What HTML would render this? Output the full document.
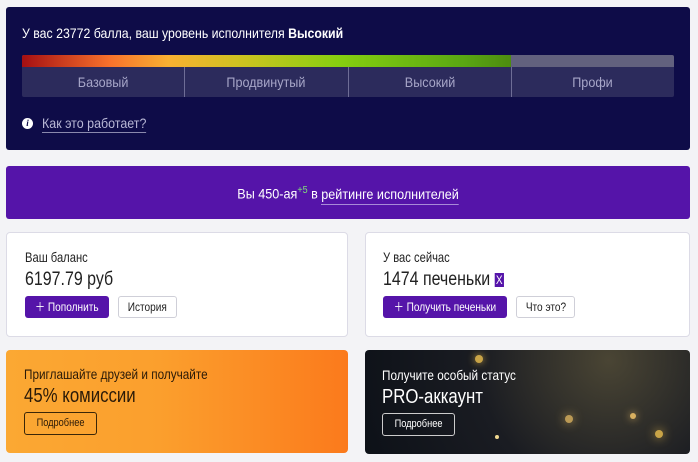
<!DOCTYPE html>
<html><head><meta charset="utf-8"><style>
*{box-sizing:border-box;margin:0;padding:0}
body{width:698px;height:462px;background:#f3f3f6;font-family:"Liberation Sans",sans-serif;position:relative;overflow:hidden;white-space:nowrap}
.a{position:absolute}
.n{display:inline-block;transform:scaleX(.84);transform-origin:left center}
.nc{display:inline-block;transform:scaleX(.84);transform-origin:center}
.top{left:6px;top:7px;width:684px;height:143px;background:#0e0c48;border-radius:3px;color:#fff}
.bar{left:16px;top:48px;width:652px;height:12px;background:#62617e;border-radius:2px 2px 0 0;overflow:hidden}
.bar div{width:489px;height:12px;background:linear-gradient(90deg,#a50f12,#f7722c 18%,#f9b132 30%,#cdc320 45%,#86cf10 65%,#5aa812 90%,#4d8c10)}
.lv{left:16px;top:60px;width:652px;height:30px;background:#2c2b5c;display:flex;border-radius:0 0 2px 2px}
.lv div{flex:1;text-align:center;line-height:30px;font-size:14px;color:#a7a6c8;border-left:1px solid #6e6d96}
.lv div:first-child{border-left:none}
.lv .nc{transform:scaleX(.9)}
.pur{left:6px;top:166px;width:684px;height:53px;background:#5514a9;border-radius:3px;color:#fff;display:flex;align-items:center;justify-content:center;font-size:14px}
.card{background:#fff;border:1px solid #dcdbe6;border-radius:4px}
.btn{position:absolute;height:22px;border-radius:3px;font-size:12px;line-height:22px;text-align:center;overflow:hidden}
.bp{background:#5514a9;color:#fff}
.bw{background:#fff;border:1px solid #cfcfd8;color:#222;line-height:20px}
</style></head><body>
<div class="a top">
 <div class="a" style="left:16px;top:18px;font-size:14px"><span class="n" style="transform:scaleX(.88)">У вас 23772 балла, ваш уровень исполнителя <b>Высокий</b></span></div>
 <div class="a bar"><div></div></div>
 <div class="a lv"><div><span class="nc">Базовый</span></div><div><span class="nc">Продвинутый</span></div><div><span class="nc">Высокий</span></div><div><span class="nc">Профи</span></div></div>
 <div class="a" style="left:16px;top:111px;width:11px;height:11px;border-radius:50%;background:#fff;color:#0e0c48;font-size:9px;font-weight:bold;text-align:center;line-height:11px;font-family:'Liberation Serif',serif;font-style:italic">i</div>
 <div class="a" style="left:36px;top:108px;font-size:14px;color:#b9b8d6;line-height:17px"><span class="n" style="transform:scaleX(.89);border-bottom:1px solid #8a89ad">Как это работает?</span></div>
</div>
<div class="a pur"><span class="nc" style="margin-top:2px;transform:scaleX(.9)">Вы 450-ая<sup style="color:#7fe07a;font-size:10px">+5</sup> в <span style="border-bottom:1px solid #a88ad8;padding-bottom:2px">рейтинге исполнителей</span></span></div>

<div class="a card" style="left:6px;top:232px;width:342px;height:105px">
 <div class="a" style="left:18px;top:16px;font-size:14px;color:#222"><span class="n" style="transform:scaleX(.8)">Ваш баланс</span></div>
 <div class="a" style="left:18px;top:36px;font-size:19px;color:#222"><span class="n">6197.79 руб</span></div>
 <div class="btn bp" style="left:18px;top:63px;width:84px"><span class="nc">＋ Пополнить</span></div>
 <div class="btn bw" style="left:111px;top:63px;width:59px"><span class="nc">История</span></div>
</div>
<div class="a card" style="left:365px;top:232px;width:325px;height:105px">
 <div class="a" style="left:17px;top:16px;font-size:14px;color:#222"><span class="n" style="transform:scaleX(.8)">У вас сейчас</span></div>
 <div class="a" style="left:17px;top:36px;font-size:19px;color:#222"><span class="n">1474 печеньки <span style="display:inline-block;width:11px;height:14px;background:#5514a9;color:#fff;font-size:12px;line-height:14px;text-align:center;vertical-align:1px">X</span></span></div>
 <div class="btn bp" style="left:17px;top:63px;width:124px"><span class="nc">＋ Получить печеньки</span></div>
 <div class="btn bw" style="left:150px;top:63px;width:59px"><span class="nc">Что это?</span></div>
</div>
<div class="a" style="left:6px;top:350px;width:342px;height:103px;border-radius:4px;background:linear-gradient(90deg,#fba833,#fb9f2d 45%,#fb7a1c)">
 <div class="a" style="left:18px;top:16px;font-size:14px;color:#2a1a08"><span class="n">Приглашайте друзей и получайте</span></div>
 <div class="a" style="left:18px;top:35px;font-size:20px;color:#2a1a08"><span class="n">45% комиссии</span></div>
 <div class="a" style="left:18px;top:62px;width:73px;height:23px;border:1px solid #3a2608;border-radius:3px;font-size:11px;line-height:21px;text-align:center;color:#2a1a08"><span class="nc">Подробнее</span></div>
</div>
<div class="a" style="left:365px;top:350px;width:325px;height:104px;border-radius:4px;background:radial-gradient(circle at 75% 10%,#4a4534,#1a1c22 50%,#0d1118);overflow:hidden">
 <div class="a" style="left:110px;top:5px;width:8px;height:8px;border-radius:50%;background:#c9a447;box-shadow:0 0 8px #c9a447"></div>
 <div class="a" style="left:265px;top:63px;width:6px;height:6px;border-radius:50%;background:#d8b060;box-shadow:0 0 8px #d8b060"></div>
 <div class="a" style="left:200px;top:65px;width:8px;height:8px;border-radius:50%;background:#bb9a55;box-shadow:0 0 10px #bb9a55"></div>
 <div class="a" style="left:130px;top:85px;width:4px;height:4px;border-radius:50%;background:#f0d890"></div>
 <div class="a" style="left:290px;top:80px;width:8px;height:8px;border-radius:50%;background:#c9a447;box-shadow:0 0 10px #c9a447"></div>
 <div class="a" style="left:17px;top:17px;font-size:14px;color:#fff"><span class="n">Получите особый статус</span></div>
 <div class="a" style="left:17px;top:36px;font-size:20px;color:#fff"><span class="n">PRO-аккаунт</span></div>
 <div class="a" style="left:17px;top:63px;width:73px;height:23px;border:1px solid #ccc;border-radius:3px;font-size:11px;line-height:21px;text-align:center;color:#fff"><span class="nc">Подробнее</span></div>
</div>
</body></html>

|---|

Task to complete
All of the material above should be reproduced exactly, except the pictures.

Solution
What HTML would render this? Output the full document.
<!DOCTYPE html>
<html><head><meta charset="utf-8"><style>
*{box-sizing:border-box;margin:0;padding:0}
body{width:698px;height:462px;background:#f3f3f6;font-family:"Liberation Sans",sans-serif;position:relative;overflow:hidden;white-space:nowrap}
.a{position:absolute}
.n{display:inline-block;transform:scaleX(.84);transform-origin:left center}
.nc{display:inline-block;transform:scaleX(.84);transform-origin:center}
.top{left:6px;top:7px;width:684px;height:143px;background:#0e0c48;border-radius:3px;color:#fff}
.bar{left:16px;top:48px;width:652px;height:12px;background:#62617e;border-radius:2px 2px 0 0;overflow:hidden}
.bar div{width:489px;height:12px;background:linear-gradient(90deg,#a50f12,#f7722c 18%,#f9b132 30%,#cdc320 45%,#86cf10 65%,#5aa812 90%,#4d8c10)}
.lv{left:16px;top:60px;width:652px;height:30px;background:#2c2b5c;display:flex;border-radius:0 0 2px 2px}
.lv div{flex:1;text-align:center;line-height:30px;font-size:14px;color:#a7a6c8;border-left:1px solid #6e6d96}
.lv div:first-child{border-left:none}
.lv .nc{transform:scaleX(.9)}
.pur{left:6px;top:166px;width:684px;height:53px;background:#5514a9;border-radius:3px;color:#fff;display:flex;align-items:center;justify-content:center;font-size:14px}
.card{background:#fff;border:1px solid #dcdbe6;border-radius:4px}
.btn{position:absolute;height:22px;border-radius:3px;font-size:12px;line-height:22px;text-align:center;overflow:hidden}
.bp{background:#5514a9;color:#fff}
.bw{background:#fff;border:1px solid #cfcfd8;color:#222;line-height:20px}
</style></head><body>
<div class="a top">
 <div class="a" style="left:16px;top:18px;font-size:14px"><span class="n" style="transform:scaleX(.88)">У вас 23772 балла, ваш уровень исполнителя <b>Высокий</b></span></div>
 <div class="a bar"><div></div></div>
 <div class="a lv"><div><span class="nc">Базовый</span></div><div><span class="nc">Продвинутый</span></div><div><span class="nc">Высокий</span></div><div><span class="nc">Профи</span></div></div>
 <div class="a" style="left:16px;top:111px;width:11px;height:11px;border-radius:50%;background:#fff;color:#0e0c48;font-size:9px;font-weight:bold;text-align:center;line-height:11px;font-family:'Liberation Serif',serif;font-style:italic">i</div>
 <div class="a" style="left:36px;top:108px;font-size:14px;color:#b9b8d6;line-height:17px"><span class="n" style="transform:scaleX(.89);border-bottom:1px solid #8a89ad">Как это работает?</span></div>
</div>
<div class="a pur"><span class="nc" style="margin-top:2px;transform:scaleX(.9)">Вы 450-ая<sup style="color:#7fe07a;font-size:10px">+5</sup> в <span style="border-bottom:1px solid #a88ad8;padding-bottom:2px">рейтинге исполнителей</span></span></div>

<div class="a card" style="left:6px;top:232px;width:342px;height:105px">
 <div class="a" style="left:18px;top:16px;font-size:14px;color:#222"><span class="n" style="transform:scaleX(.8)">Ваш баланс</span></div>
 <div class="a" style="left:18px;top:36px;font-size:19px;color:#222"><span class="n">6197.79 руб</span></div>
 <div class="btn bp" style="left:18px;top:63px;width:84px"><span class="nc">＋ Пополнить</span></div>
 <div class="btn bw" style="left:111px;top:63px;width:59px"><span class="nc">История</span></div>
</div>
<div class="a card" style="left:365px;top:232px;width:325px;height:105px">
 <div class="a" style="left:17px;top:16px;font-size:14px;color:#222"><span class="n" style="transform:scaleX(.8)">У вас сейчас</span></div>
 <div class="a" style="left:17px;top:36px;font-size:19px;color:#222"><span class="n">1474 печеньки <span style="display:inline-block;width:11px;height:14px;background:#5514a9;color:#fff;font-size:12px;line-height:14px;text-align:center;vertical-align:1px">X</span></span></div>
 <div class="btn bp" style="left:17px;top:63px;width:124px"><span class="nc">＋ Получить печеньки</span></div>
 <div class="btn bw" style="left:150px;top:63px;width:59px"><span class="nc">Что это?</span></div>
</div>
<div class="a" style="left:6px;top:350px;width:342px;height:103px;border-radius:4px;background:linear-gradient(90deg,#fba833,#fb9f2d 45%,#fb7a1c)">
 <div class="a" style="left:18px;top:16px;font-size:14px;color:#2a1a08"><span class="n">Приглашайте друзей и получайте</span></div>
 <div class="a" style="left:18px;top:35px;font-size:20px;color:#2a1a08"><span class="n">45% комиссии</span></div>
 <div class="a" style="left:18px;top:62px;width:73px;height:23px;border:1px solid #3a2608;border-radius:3px;font-size:11px;line-height:21px;text-align:center;color:#2a1a08"><span class="nc">Подробнее</span></div>
</div>
<div class="a" style="left:365px;top:350px;width:325px;height:104px;border-radius:4px;background:radial-gradient(circle at 75% 10%,#4a4534,#1a1c22 50%,#0d1118);overflow:hidden">
 <div class="a" style="left:110px;top:5px;width:8px;height:8px;border-radius:50%;background:#c9a447;box-shadow:0 0 8px #c9a447"></div>
 <div class="a" style="left:265px;top:63px;width:6px;height:6px;border-radius:50%;background:#d8b060;box-shadow:0 0 8px #d8b060"></div>
 <div class="a" style="left:200px;top:65px;width:8px;height:8px;border-radius:50%;background:#bb9a55;box-shadow:0 0 10px #bb9a55"></div>
 <div class="a" style="left:130px;top:85px;width:4px;height:4px;border-radius:50%;background:#f0d890"></div>
 <div class="a" style="left:290px;top:80px;width:8px;height:8px;border-radius:50%;background:#c9a447;box-shadow:0 0 10px #c9a447"></div>
 <div class="a" style="left:17px;top:17px;font-size:14px;color:#fff"><span class="n">Получите особый статус</span></div>
 <div class="a" style="left:17px;top:36px;font-size:20px;color:#fff"><span class="n">PRO-аккаунт</span></div>
 <div class="a" style="left:17px;top:63px;width:73px;height:23px;border:1px solid #ccc;border-radius:3px;font-size:11px;line-height:21px;text-align:center;color:#fff"><span class="nc">Подробнее</span></div>
</div>
</body></html>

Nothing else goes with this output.